Seeing the light: what Henri Matisse discovered in Provence
Born in cool northern France, the artist decided to call Nice home after realising the difference its light could make to his work. Now the city is celebrating him
An exhibition devoted to Gustave Moreau, the symbolist painter who was Matisse’s teacher, is the most interesting of five other shows. It is a sign of Matisse’s greater fame that curators have searched for precursors of Matisse’s work in Moreau’s intricate, oneiric orientalist style.
Matisse often compared the discipline and practice required by music to that of painting. He likened the precision of drawing and engraving to musical composition. “All my colours sing together, like a chord in music,” he said.
The music exhibition opens with Sorrows of the King, on loan from the Pompidou Centre, in Paris. A collage four metres wide and three metres high, its bright colours, floating yellow leaves and dancing woman belie the title.
Matisse created the work just two years before his death. It represents Salomé dancing for King Herod. Some experts say the dark figure holding a yellow guitar at the centre was a final self-portrait.
Violins and pianos appear often in Matisse’s paintings. “In Nice in 1918 . . . he began studying the violin very seriously,” Matisse’s wife, Amélie, wrote. “When I asked him why, Henri answered, ‘I’m afraid of losing my sight and not being able to paint. If I’m blind, I’ll have to give up painting, but not music.’ ”
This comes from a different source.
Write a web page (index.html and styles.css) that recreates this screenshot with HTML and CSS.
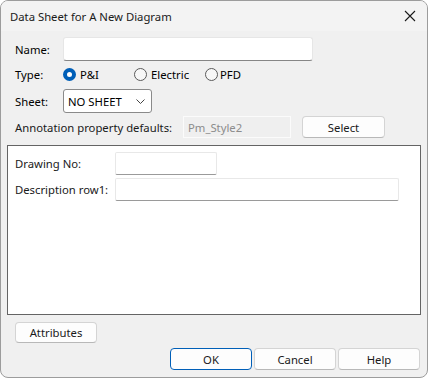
FILE: index.html
```html
<!DOCTYPE html>
<html>
<head>
<meta charset="utf-8">
<link rel="stylesheet" href="styles.css">
</head>
<body>
<div class="window">
  <div class="titlebar">
    <span class="title">Data Sheet for A New Diagram</span>
    <svg class="close" width="12" height="12" viewBox="0 0 12 12"><path d="M1 1L11 11M11 1L1 11" stroke="#1a1a1a" stroke-width="1.1" fill="none"/></svg>
  </div>
  <div class="content">
    <div class="row row-name">
      <span class="label">Name:</span>
      <div class="input name-input"></div>
    </div>
    <div class="row row-type">
      <span class="label">Type:</span>
      <div class="radios">
        <div class="radio-opt"><span class="radio checked"></span><span>P&amp;I</span></div>
        <div class="radio-opt"><span class="radio"></span><span>Electric</span></div>
        <div class="radio-opt"><span class="radio"></span><span>PFD</span></div>
      </div>
    </div>
    <div class="row row-sheet">
      <span class="label">Sheet:</span>
      <div class="select"><span>NO SHEET</span>
        <svg width="9" height="5" viewBox="0 0 9 5"><path d="M0.5 0.5L4.5 4.5L8.5 0.5" stroke="#444" stroke-width="1" fill="none"/></svg>
      </div>
    </div>
    <div class="row row-annot">
      <span class="label-wide">Annotation property defaults:</span>
      <div class="disabled-field">Pm_Style2</div>
      <div class="btn btn-select">Select</div>
    </div>
    <div class="group">
      <div class="grow grow-first">
        <span class="glabel">Drawing No:</span>
        <div class="ginput short"></div>
      </div>
      <div class="grow">
        <span class="glabel">Description row1:</span>
        <div class="ginput long"></div>
      </div>
    </div>
    <div class="attr-row">
      <div class="btn">Attributes</div>
    </div>
    <div class="footer">
      <div class="btn btn-ok">OK</div>
      <div class="btn">Cancel</div>
      <div class="btn">Help</div>
    </div>
  </div>
</div>
</body>
</html>
```
FILE: styles.css
```css
* { box-sizing: border-box; }
html, body { margin: 0; padding: 0; background: #ffffff; }
body {
  font-family: "Noto Sans", "Liberation Sans", sans-serif;
  font-size: 11.3px;
  color: #000;
}
.window {
  width: 428px;
  height: 378px;
  border: 1px solid #9c9c9c;
  border-radius: 8px;
  background: #f0f0f0;
  overflow: hidden;
  display: flex;
  flex-direction: column;
}
.titlebar {
  height: 30px;
  background: #f3f3f3;
  display: flex;
  align-items: center;
  justify-content: space-between;
  padding: 0 11px 0 9px;
  flex: none;
}
.title { font-size: 11.3px; color: #1a1a1a; }
.close { display: block; }
.content {
  display: flex;
  flex-direction: column;
  padding: 0 0 0 14px;
}
.row { display: flex; align-items: center; }
.label { width: 48px; flex: none; }
.row-name { margin-top: 6px; height: 24px; }
.input {
  background: #fff;
  border: 1px solid #e6e6e6;
  border-bottom-color: #868686;
  border-radius: 3px;
  height: 24px;
}
.name-input { width: 250px; }
.row-type { margin-top: 2px; height: 22px; }
.radios { display: flex; }
.radio-opt { width: 71px; display: flex; align-items: center; gap: 4px; }
.radio-opt:last-child { gap: 2px; }
.radio {
  width: 13px; height: 13px; border-radius: 50%;
  border: 1px solid #5a5a5a;
  background: #f7f7f7;
  flex: none;
}
.radio.checked {
  border: 4px solid #005fb8;
  background: #fff;
}
.row-sheet { margin-top: 4px; height: 24px; }
.select {
  width: 89px; height: 24px;
  background: #fff;
  border: 1px solid #8a8a8a;
  border-radius: 3px;
  display: flex;
  align-items: center;
  justify-content: space-between;
  padding: 0 6px 0 4px;
}
.row-annot { margin-top: 3px; height: 22px; }
.label-wide { width: 168px; flex: none; color: #1a1a1a; }
.disabled-field {
  width: 108px; height: 22px;
  background: #efefef;
  border: 1px solid #fbfbfb;
  color: #8c8c8c;
  padding-left: 4px;
  display: flex; align-items: center;
}
.btn {
  width: 82px; height: 22px;
  background: #fdfdfd;
  border: 1px solid #d4d4d4;
  border-bottom-color: #b8b8b8;
  border-radius: 4px;
  display: flex; align-items: center; justify-content: center;
  color: #1a1a1a;
}
.btn-select { margin-left: 11px; width: 83px; }
.group {
  margin: 7px 0 0 -8px;
  width: 414px;
  height: 170px;
  border: 1px solid #646464;
  background: #fff;
  padding: 6px 0 0 7px;
  display: flex; flex-direction: column; gap: 3px;
}
.grow { display: flex; align-items: center; height: 23px; }
.glabel { width: 100px; flex: none; color: #1a1a1a; }
.ginput {
  height: 23px;
  background: #fff;
  border: 1px solid #e8e8e8;
  border-bottom-color: #9a9a9a;
  border-radius: 2px;
}
.ginput.short { width: 102px; }
.ginput.long { width: 284px; }
.attr-row { margin-top: 7px; display: flex; }
.attr-row .btn { height: 21px; }
.footer {
  margin-top: 5px;
  display: flex;
  justify-content: flex-end;
  gap: 2px;
  padding-right: 7px;
}
.footer .btn { height: 22px; }
.btn-ok { border: 1px solid #005fb8; }
```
In Matisse’s paintings musical instruments sometimes seem aesthetic objects valued for their shape but detached from purpose, as with the lute in the bottom left of Matisse’s 1915 version of a 17th-century Dutch still-life, on loan from the Museum of Modern Art in New York.
In Matisse’s Interior With a Violin Case, also on loan from MoMa, we look out of the window of his Nice hotel room to the Baie des Anges. The empty violin case, like an open seashell on the yellow armchair, brings the azure sea and sky into the room.
Matisse listened to music on the radio while painting. A Provencal farandole dance tune went around and around in his head, he recounted, when he painted successive versions of his monumental Dance.
In 1929 Amélie wrote to the painter’s daughter, Marguerite (whom he had with the model Caroline Joblau), “Your father has the phonograph on . . . playing all kinds of jazz; the most suggestive tangos. He’s dancing the tango, Luxury Babe. He’s wearing his dressing gown and his black silk cap.”
Years later, while sketching the stations of the cross for the Dominican chapel at Vence, Matisse immersed himself in Bach’s St John Passion.
Before he married Amélie, Matisse wrote to her, “I love you a great deal, but I shall always love painting more.” He later described his work habits to an interviewer. “I go to bed at 10pm and I rise at 6am, partly because I want to use all the light possible.” He drank very little and indulged in “no excess of any sort”. His sole recreation, he said, was the violin.